Niestety technik nie potrafił mi powiedzieć, jak mam pobrać Windowsa. "Niech Pan wpisze w Google" powiedział. Gdy poprosiłem o pomoc w instalacji dowiedziałem się, że gwarancja tego nie obejmuje i mam sobie z tym poradzić sam. Jakoś sobie poradziłem przy okazji zauważając, że w wyniku awarii cały dysk HDD został zablokowany. Kolejne godziny spędziłem próbując odzyskać dane.
W piątek popołudniu chciałem zgłosić wszystkie moje problemy i złożyć reklamację przez infolinię. Pani z infolinii powiedziała, że podeśle mi adres e-mail, na który mam zgłosić reklamację. Do dzisiaj adres nie przyszedł. Dopiero kolejny konsultant, z innej infolinii podał mi maila do Pana Pawła, z działu "Customer Care" który miał mi ponoć pomóc z tą sprawą.
W poniedziałek 5 marca miał pojawić się kolejny technik, tym razem do problemu z klawiaturą.
Straciłem drugi dzień, a dane udało mi się odzyskać dopiero w poniedziałek wieczorem.
5 i 6 marca
Ponieważ klawiatura wciąż nie działa (brak podświetlenia), w poniedziałek i wtorek odwiedził mnie technik, który również nie potrafił naprawić problemu. Zasugerował wymianę urządzenia. Problem w tym, że DELL POLSKA na wymianę urządzenia każe czekać minimum 3 tygodnie, ale nikt nie potrafi powiedzieć, o ile czas oczekiwania może się wydłużyć.
Pan Paweł z obsługi klienta, mimo zapewnień, że "wie" i "rozumie" nie był zainteresowany tym, że mam wykupione bilety na lot 4 kwietnia i sprawa może się przedłużyć. Zaproponował jedynie wymianę po przylocie. Przypomnę: wymianę laptopa zalanego przez technika DELL Polska. Oto fragmenty korespondencji (pisownia oryginalna):
„Nie chciałbym obiecać Panu że cały proces zamknie się do 26 marca, ponieważ jest tutaj sporo niezależnych ode mnie czynników. Z reguły trwa to około 3 tygodni, niechciałbym żęby czułsię Pan przeze mnie oszukany jeśli potrwałoby to miesiąc.”

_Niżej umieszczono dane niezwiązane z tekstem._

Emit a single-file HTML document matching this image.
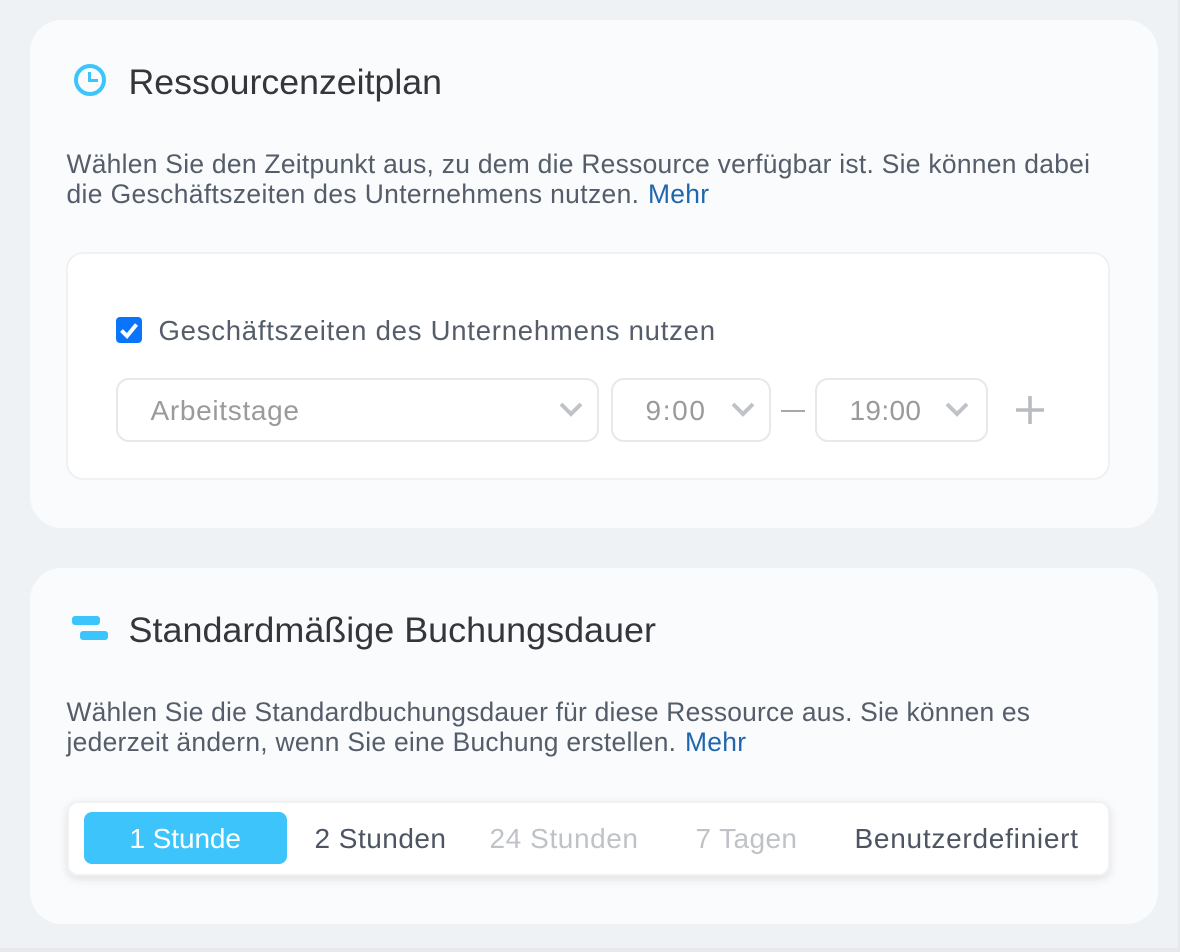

„Dziś dostałem informacje od działu Customer Care, że niestety w Pana przypadku nie będzie możliwości innej niż proponowana poprzednio przeze mnie wymiana poprzez sprzedawcę. Przepraszam, żę nie jestem w stanie zaproponować nic innego. Czy może mi Pan powiedzieć, czy po Pana powrocie z zagranicznego wyjazdu moglibyśmy umówić się na wymianę urządzenia.”
Ten dział Customer Care powinien nazywać się Customer Careless :/
11 marca
Dzisiaj w laptopie padło sterowanie głośnością. Mogę włączyć i wyłączyć dźwięk, ale nie mogę wyregulować głośności. Świetnie, ciekawe, co będzie następne.
13 marca
Od rana czekam na informację, o której zjawi się technik. DELL oczywiście nic nie może dla mnie zrobić. Mimo, że laptop został zniszczony przez ich pracownika (nie obchodzi mnie to, czy jest on faktycznie zatrudniony przez DELL Polska, czy to podwykonawca – odpowiedzialność moim zdaniem jest taka sama).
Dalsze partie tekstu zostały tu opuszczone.